Actually it took me over a year from the initial thought to the final leaving. At the moment that I had the initial thought that I may have to be leaving I almost couldn't believe myself. So I had enough time to get settled with the thought and think it over, let it really settle in. So when I left of course it was a sad thing but at the same time I was very relieved to be breaking out of something.


Getting back with Michael again must feel like a second chance then? Since you say that leaving Helloween was more to do with outside stuff rather than a unhappiness with the band themselves and the music. That brought a premature stop to what you could've gone on to create together...
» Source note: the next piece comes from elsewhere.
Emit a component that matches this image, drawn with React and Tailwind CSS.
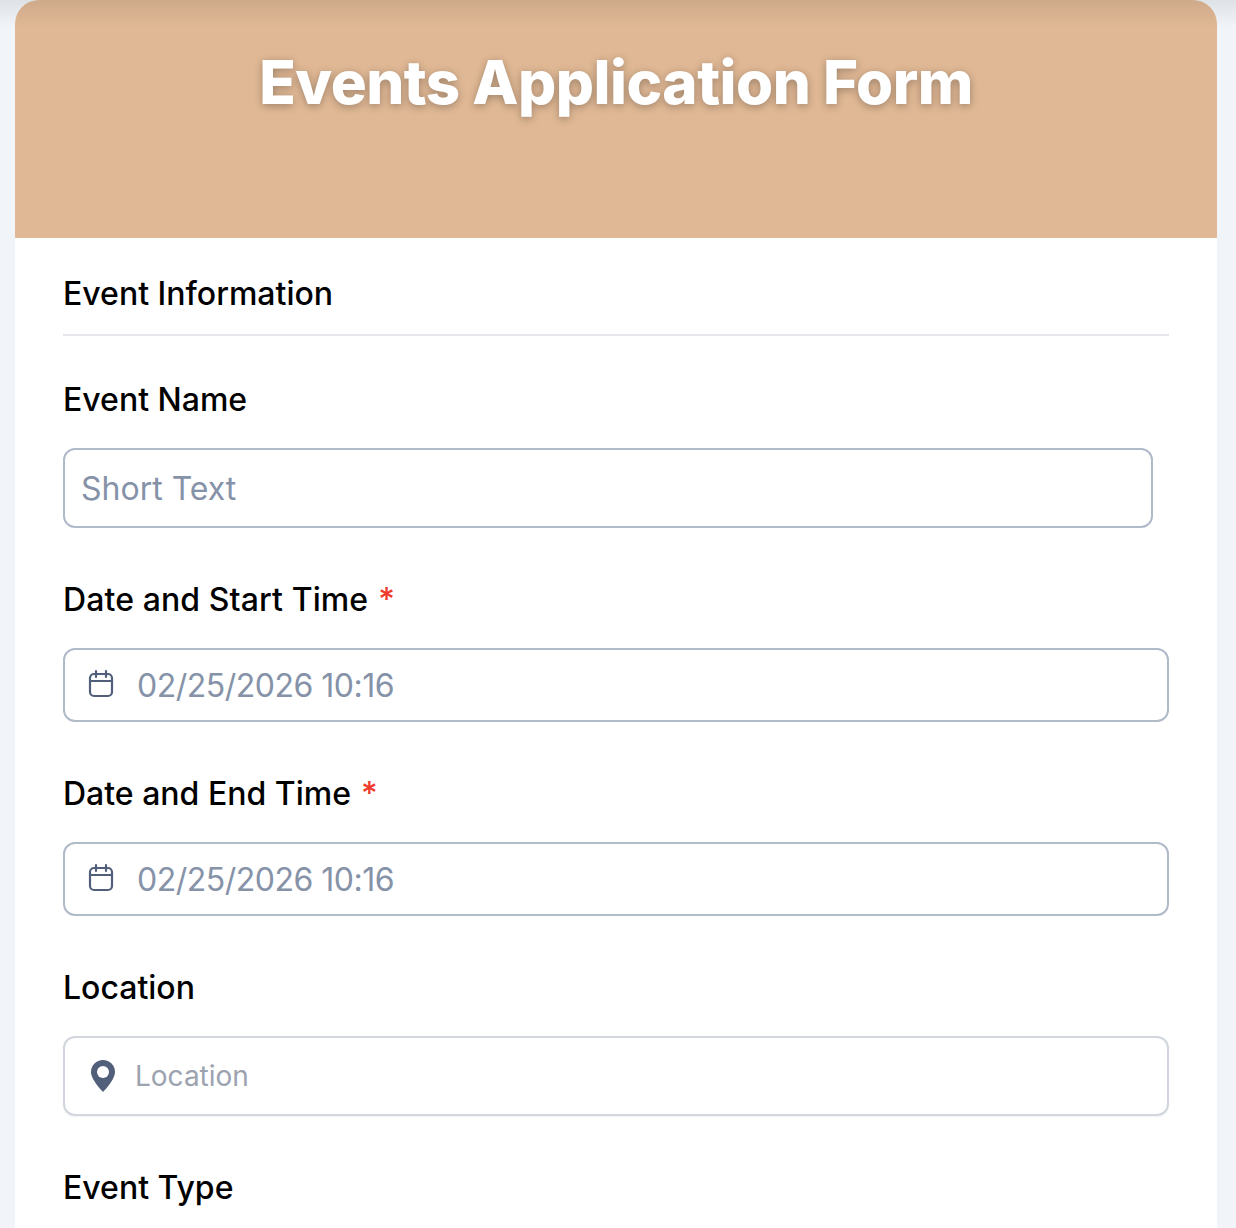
import React from 'react';

const Label = ({ children, required, className = '' }) => (
  <div className={`text-[32px] leading-[40px] font-medium text-black ${className}`}>
    {children}
    {required && <span className="text-[#ef3b2d] ml-[10px]">*</span>}
  </div>
);

const CalendarIcon = () => (
  <svg className="-mt-[2px]" width="28" height="30" viewBox="0 0 28 30" fill="none" stroke="#525f7a" strokeWidth="2.2" strokeLinecap="round">
    <rect x="3" y="5" width="22" height="22" rx="4" />
    <path d="M3 12h22M9 2v6M19 2v6" />
  </svg>
);

const PinIcon = () => (
  <svg width="24" height="32" viewBox="0 0 24 32">
    <path fill="#525f7a" d="M12 0C5.4 0 0 5.4 0 12c0 8 12 20 12 20s12-12 12-20C24 5.4 18.6 0 12 0z" />
    <circle cx="12" cy="12" r="6" fill="white" />
  </svg>
);

const DateField = () => (
  <div className="h-[74px] rounded-[12px] border-2 border-[#b0bac8] bg-white flex items-center pl-[22px]">
    <CalendarIcon />
    <span className="ml-[22px] pt-[2px] text-[32px] tracking-[-0.5px] text-[#8592a8]">02/25/2026 10:16</span>
  </div>
);

export default function App() {
  return (
    <div className="h-[1228px] overflow-hidden bg-[#f1f5f9] pl-[15px] pr-[19px] relative" style={{ fontFamily: 'Inter, sans-serif' }}>
      <div className="h-full bg-white rounded-t-[24px] overflow-hidden">
        <div className="h-[238px] bg-[#e0b895] pt-[44px] text-center">
          <h1 className="text-[60px] leading-[76px] font-extrabold tracking-[-0.5px] text-white [text-shadow:0_2px_8px_rgba(0,0,0,0.3)]">
            Events Application Form
          </h1>
        </div>
        <div className="px-[48px]">
          <div className="h-[98px] pt-[36px] border-b-2 border-[#e5e7eb]">
            <Label>Event Information</Label>
          </div>
          <div className="mt-[44px]">
            <Label>Event Name</Label>
            <div className="mt-[28px] mr-[16px] h-[80px] rounded-[12px] border-2 border-[#b0bac8] flex items-center pl-[16px] pt-[2px] text-[32px] text-[#8592a8]">
              Short Text
            </div>
          </div>
          <div className="mt-[52px]">
            <Label required className="tracking-[0.1px]">Date and Start Time</Label>
            <div className="mt-[28px]"><DateField /></div>
          </div>
          <div className="mt-[52px]">
            <Label required>Date and End Time</Label>
            <div className="mt-[28px]"><DateField /></div>
          </div>
          <div className="mt-[52px]">
            <Label>Location</Label>
            <div className="mt-[28px] h-[80px] rounded-[12px] border-2 border-[#d1d5de] flex items-center pl-[26px] shadow-[0_1px_2px_rgba(0,0,0,0.05)]">
              <PinIcon />
              <span className="ml-[20px] text-[28px] text-[#9ca3af]">Location</span>
            </div>
          </div>
          <div className="mt-[52px]">
            <Label>Event Type</Label>
          </div>
        </div>
      </div>
      <div className="absolute inset-x-0 top-0 h-[28px] bg-gradient-to-b from-[rgba(0,0,0,0.08)] to-transparent" />
    </div>
  );
}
Yeah, we've matured and we're much more open these days. I'm comfortable and settled now and we can just carry on where we stopped in some ways, you know? That doesn't mean that there was no time inbetween but it's like a new start starting from where we came from. We just had a break inbetween and now go on.


Following that original break though it didn't take you long to come back with Gamma Ray, did you ever think it would enjoy the longevity that it has?


No, not at all. I was of course hoping for some but when I started Gamma Ray it couldn't have been more than a project in some ways but I wanted it to have the chance to develop into a band. I just knew that I had to go on but I didn't know what the outcome would be. Looking back though history there's only a few people who have left a well known band, formed a new one and had success with that too. There's only a few I can imagine like Ritchie Blackmore. Rainbow after Deep Purple is one of the only real examples of where that really worked so even today I sit here really happy that I got the chance and the opportunity to build up a band that has lasted for such a long time with a reasonable amount of success. .When the first Gamma Ray album was about to be released the guys from the distribution and the record company they were already seeing gold discs but I was being more realistic and thinking that I had a good feeling about the songs and that people would be interested but we didn't have the name tag Helloween and the big budget. Of course Helloween sold on much more than just me, it was a working band, we were all part of it together so with Gamma Ray I was being realistic. I thought it would work well and thankfully it did, I think I was right with my estimate (laughs)
Unisonic's debut album is out on April 2nd.